-- start Extracted material --

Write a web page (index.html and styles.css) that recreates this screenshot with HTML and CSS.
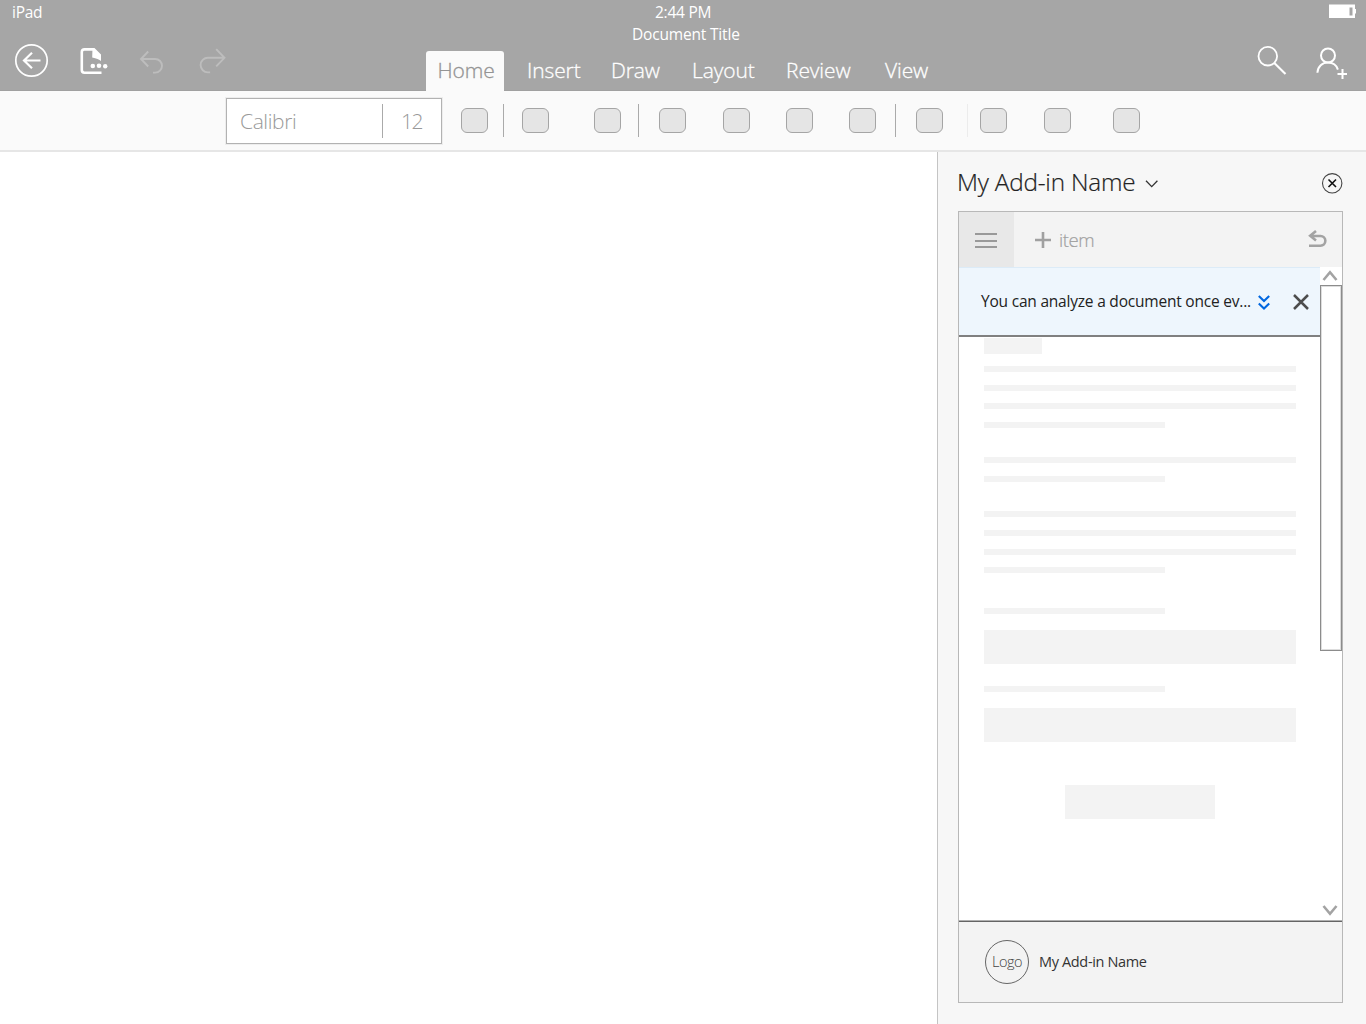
FILE: index.html
```html
<!DOCTYPE html>
<html lang="en">
<head>
<meta charset="utf-8">
<title>Document Title</title>
<link rel="stylesheet" href="styles.css">
</head>
<body>
<div class="app">
  <header class="header">
    <div class="status">
      <span class="device">iPad</span>
      <span class="clock">2:44 PM</span>
      <svg class="battery" width="28" height="14" viewBox="0 0 28 14"><path fill="#fff" d="M0 0.500h26v4.500h1v4.500H26V14H0z"/><path fill="#a6a6a6" d="M20.500 3.500h3v8h-3z"/></svg>
    </div>
    <div class="bar">
      <div class="tools">
        <svg class="tool-back" width="34" height="34" viewBox="0 0 34 34" fill="none" stroke="#fff"><circle cx="16.500" cy="16.500" r="15.700" stroke-width="1.700"/><path stroke-width="2.200" d="M25.500 16.500H9M17 8.700L9 16.500l8 7.800"/></svg>
        <svg class="tool-file" width="29" height="28" viewBox="0 0 29 28"><path fill="none" stroke="#fff" stroke-width="2.600" d="M21.500 24.700H4.500Q1.800 24.700 1.800 22V4Q1.800 1.400 4.500 1.400H13.500"/><path fill="#fff" d="M12.500.1H14.500L21 6.500V13Q18.500 10.800 12.200 9.500z"/><g fill="#fff"><circle cx="12.800" cy="18" r="2.300"/><circle cx="19" cy="17.800" r="2.300"/><circle cx="25.200" cy="18.300" r="2.200"/></g></svg>
        <svg class="tool-undo" width="24" height="24" viewBox="0 0 24 24" fill="none" stroke="#bdbdbd" stroke-width="1.900"><path d="M8.200 1.500L1 9l7.200 7.500M1 9h14.200a6.800 6.800 0 0 1 0 13.600h-2.200"/></svg>
        <svg class="tool-redo" width="27" height="27" viewBox="0 0 27 27" fill="none" stroke="#bdbdbd" stroke-width="1.900"><path d="M16.200 1.200L24.500 9.800l-8.300 8.600M24.500 9.800H7.900a7.300 7.300 0 0 0 0 14.600h2.200"/></svg>
      </div>
      <div class="center">
        <div class="doc-title"><span>Document Title</span></div>
        <nav class="tabs">
          <a class="tab active"><span>Home</span></a>
          <a class="tab"><span>Insert</span></a>
          <a class="tab"><span>Draw</span></a>
          <a class="tab"><span>Layout</span></a>
          <a class="tab"><span>Review</span></a>
          <a class="tab"><span>View</span></a>
        </nav>
      </div>
      <div class="actions">
        <svg class="search" width="30" height="30" viewBox="0 0 30 30" fill="none" stroke="#fff"><circle cx="9.800" cy="10.200" r="9.300" stroke-width="1.800"/><path stroke-width="2.100" d="M16.300 16.900L27.500 28"/></svg>
        <svg class="person" width="32" height="32" viewBox="0 0 32 32" fill="none" stroke="#fff" stroke-width="2"><circle cx="12" cy="8.500" r="7"/><path d="M1.400 25.800C1.800 19.400 6.300 15.600 12 15.600c4.700 0 8.400 2.600 9.900 7M26.500 22v10M21.500 27h9.500"/></svg>
      </div>
    </div>
  </header>

  <div class="ribbon">
    <div class="font-box"><span class="font-name">Calibri</span><span class="font-size">12</span></div>
    <i class="cmd"></i><i class="sep"></i><i class="cmd"></i><i class="cmd"></i><i class="sep"></i><i class="cmd"></i><i class="cmd"></i><i class="cmd"></i><i class="cmd"></i><i class="sep"></i><i class="cmd"></i><i class="sep faint"></i><i class="cmd"></i><i class="cmd"></i><i class="cmd"></i>
  </div>

  <div class="workspace">
    <main class="document"></main>
    <aside class="pane">
      <div class="pane-head">
        <h1>My Add-in Name</h1>
        <svg class="chev" width="14" height="9" viewBox="0 0 14 9" fill="none" stroke="#333" stroke-width="1.300"><path d="M1 1.700l5.700 5.900 5.700-5.900"/></svg>
        <svg class="close" width="22" height="22" viewBox="0 0 22 22" fill="none" stroke="#444"><circle cx="11.200" cy="11.300" r="9.700" stroke-width="1.100"/><path stroke="#111" stroke-width="1.600" d="M7.500 7.500l7.500 7.500M15 7.500l-7.500 7.500"/></svg>
      </div>
      <section class="frame">
        <div class="menu">
          <div class="burger"><i></i><i></i><i></i></div>
          <svg class="plus" width="16" height="16" viewBox="0 0 16 16" stroke="#a0a0a0" stroke-width="2.600"><path d="M8 0v16M0 8h16"/></svg>
          <span class="item">item</span>
          <svg class="return" width="19" height="18" viewBox="0 0 19 18" fill="none" stroke="#a3a3a3" stroke-width="2.600"><path d="M8 1L2.200 5.800l5.800 4.600M2.200 6h10.300a4.850 4.850 0 0 1 0 9.700H1"/></svg>
        </div>
        <div class="body">
          <div class="content">
            <div class="banner">
              <span class="message">You can analyze a document once ev...</span>
              <svg class="expand" width="12" height="16" viewBox="0 0 12 16" fill="none" stroke="#0067e0" stroke-width="2.100"><path d="M.8 1l5.200 5 5.200-5M.8 8.500l5.200 5 5.200-5"/></svg>
              <svg class="dismiss" width="16" height="16" viewBox="0 0 16 16" stroke="#4d4d4d" stroke-width="2.500"><path d="M1 1l14 14M15 1L1 15"/></svg>
            </div>
            <div class="page">
              <div class="heading"></div>
              <div class="para"><i></i><i></i><i></i><i class="short"></i></div>
              <div class="para"><i></i><i class="short"></i></div>
              <div class="para"><i></i><i></i><i></i><i class="short"></i></div>
              <div class="label"></div>
              <div class="field"></div>
              <div class="label second"></div>
              <div class="field"></div>
              <div class="button"></div>
            </div>
          </div>
          <div class="scrollbar">
            <svg class="up" width="14" height="11" viewBox="0 0 14 11" fill="none" stroke="#a3a3a3" stroke-width="2.600"><path d="M.5 10L7 2.200 13.500 10"/></svg>
            <div class="thumb"></div>
            <svg class="down" width="14" height="11" viewBox="0 0 14 11" fill="none" stroke="#a3a3a3" stroke-width="2.600"><path d="M.5 1L7 8.800 13.500 1"/></svg>
          </div>
        </div>
        <footer class="brand">
          <div class="logo"><span>Logo</span></div>
          <span class="brand-name">My Add-in Name</span>
        </footer>
      </section>
    </aside>
  </div>
</div>
</body>
</html>
```
FILE: styles.css
```css
* { box-sizing: border-box; }
body { margin: 0; font-family: "Open Sans", "Noto Sans", sans-serif; background: #fff; }
i { display: block; }
svg { display: block; flex: none; overflow: visible; }
span, h1 { white-space: nowrap; }
.app { width: 1366px; height: 1024px; display: flex; flex-direction: column; overflow: hidden; }

.header { height: 91px; background: #a6a6a6; border-bottom: 1px solid #a0a0a0; color: #fff; }
.status { height: 26px; display: grid; grid-template-columns: 655px 674px 28px; font-size: 15.500px; letter-spacing: -0.250px; line-height: 25px; }
.device { padding-left: 12px; }
.battery { margin-top: 4px; }
.bar { height: 65px; display: grid; grid-template-columns: 426px 832px 108px; }
.tools, .actions { display: flex; align-items: flex-start; }
.tool-back { margin: 18px 0 0 15px; }
.tool-file { margin: 22px 0 0 31px; }
.tool-undo { margin: 24px 0 0 31px; }
.tool-redo { margin: 22px 0 0 36px; }
.doc-title { height: 25px; padding-left: 206px; font-size: 15.500px; letter-spacing: -0.180px; line-height: 17px; }
.tabs { height: 40px; display: grid; grid-template-columns: 101px 84px 81px 94px 99px 60px; font-size: 21px; font-weight: 300; letter-spacing: -0.100px; line-height: 39px; -webkit-text-stroke: 0.300px currentColor; }
.tab.active { width: 78px; padding-left: 11.500px; background: #fafafa; color: #949494; border-radius: 3px 3px 0 0; }
.search { margin-top: 20px; }
.person { margin: 21px 0 0 28px; }

.ribbon { height: 61px; padding-left: 226px; background: #fafafa; border-bottom: 2px solid #e6e6e6; display: grid; grid-template-columns: 235px 42px 19px 72px 44px 21px 64px 63px 63px 46px 21px 51px 13px 64px 69px 27px; }
.font-box { width: 216px; height: 46px; margin-top: 7px; border: 1px solid #b2b2b2; outline: 1px solid #ededed; display: grid; grid-template-columns: 155px 59px; background: #fff; color: #999; font-size: 21px; font-weight: 300; letter-spacing: -0.400px; line-height: 45px; }
.font-name { padding-left: 13px; }
.font-size { height: 34px; margin-top: 5px; line-height: 35px; letter-spacing: -1.500px; border-left: 1px solid #aaa; padding-left: 18px; }
.cmd { width: 27px; height: 25px; margin-top: 17px; border: 1px solid #a5a5a5; border-radius: 6px; background: #e5e5e5; }
.sep { width: 1px; height: 33px; margin-top: 13px; background: #aaa; }
.sep.faint { background: #ececec; }

.workspace { flex: 1; display: flex; }
.document { width: 937px; background: #fff; }
.pane { flex: 1; padding: 0 23px 0 20px; border-left: 1px solid #c4c4c4; background: #f7f7f7; }
.pane-head { height: 59px; display: flex; color: #222; }
.pane-head h1 { margin: 0 0 0 -1px; width: 188px; font-size: 24.300px; letter-spacing: -0.200px; line-height: 60px; font-weight: 300; -webkit-text-stroke: 0.200px currentColor; }
.chev { margin-top: 27px; }
.close { margin: 20px 0 0 162px; }
.frame { height: 792px; border: 1px solid #b8b8b8; background: #fff; display: flex; flex-direction: column; }
.menu { height: 55px; background: #f3f3f3; display: flex; color: #a0a0a0; }
.burger { width: 55px; padding: 21px 0 0 16px; background: #e8e8e8; }
.burger i { width: 22px; height: 2px; margin-bottom: 4.500px; background: #999; }
.plus { margin: 20px 0 0 21px; }
.item { width: 257px; padding-left: 8px; font-size: 18.500px; font-weight: 300; letter-spacing: -0.400px; line-height: 56px; -webkit-text-stroke: 0.200px currentColor; }
.return { margin-top: 18px; }
.body { flex: 1; display: flex; }
.content { width: 361px; }
.banner { height: 70px; display: flex; border-top: 1px solid #dcebf7; border-bottom: 2px solid #808080; background: #eef6fd; color: #222; }
.message { width: 277px; padding-left: 22px; font-size: 15.500px; letter-spacing: -0.210px; line-height: 66px; }
.expand { margin: 27px 0 0 22px; }
.dismiss { margin: 26px 0 0 23px; }
.page { padding: 1px 24px 0 25px; }
.heading { width: 58px; height: 16px; margin-bottom: 12px; background: #f3f3f3; }
.para { display: grid; gap: 12.600px; margin-bottom: 29.500px; }
.para i { height: 6px; background: #f3f3f3; }
.para .short { width: 181px; }
.label { width: 181px; height: 6px; margin: 35px 0 16px; background: #f3f3f3; }
.label.second { margin-top: 22px; }
.field { height: 34px; background: #f3f3f3; }
.button { width: 150px; height: 34px; margin: 43px auto 0 81px; background: #f3f3f3; }
.scrollbar { width: 22px; display: flex; flex-direction: column; align-items: center; }
.up { margin: 3px 3px 4px 0; }
.thumb { width: 22px; height: 366px; border: 1px solid #8c8c8c; box-shadow: inset 0 0 0 1px #ddd; background: #fff; }
.down { margin: auto 3px 4px 0; }
.brand { height: 82px; display: flex; align-items: center; gap: 10px; padding-left: 26px; border-top: 1px solid #b0b0b0; box-shadow: inset 0 1px #646464; background: #f3f3f3; color: #333; }
.logo { width: 44px; height: 44px; border: 1px solid #666; border-radius: 50%; display: flex; justify-content: center; font-size: 14.500px; font-weight: 300; letter-spacing: -0.500px; line-height: 41px; color: #444; }
.brand-name { font-size: 14.500px; letter-spacing: -0.350px; line-height: 20px; margin-top: 1px; }
```
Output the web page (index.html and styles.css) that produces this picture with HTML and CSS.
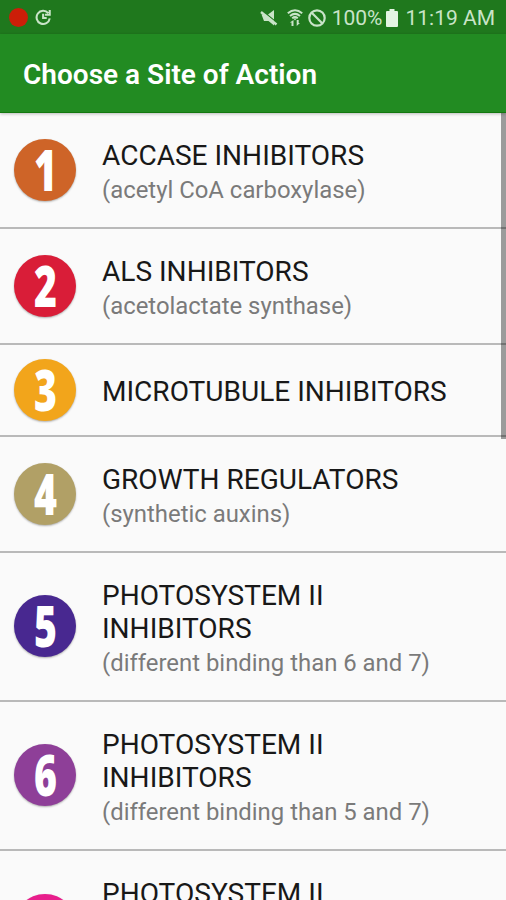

-- end Extracted material --

What is asked: Tally up the lines with the word "styles" in them, and answer with that number by itself.

Task output: 4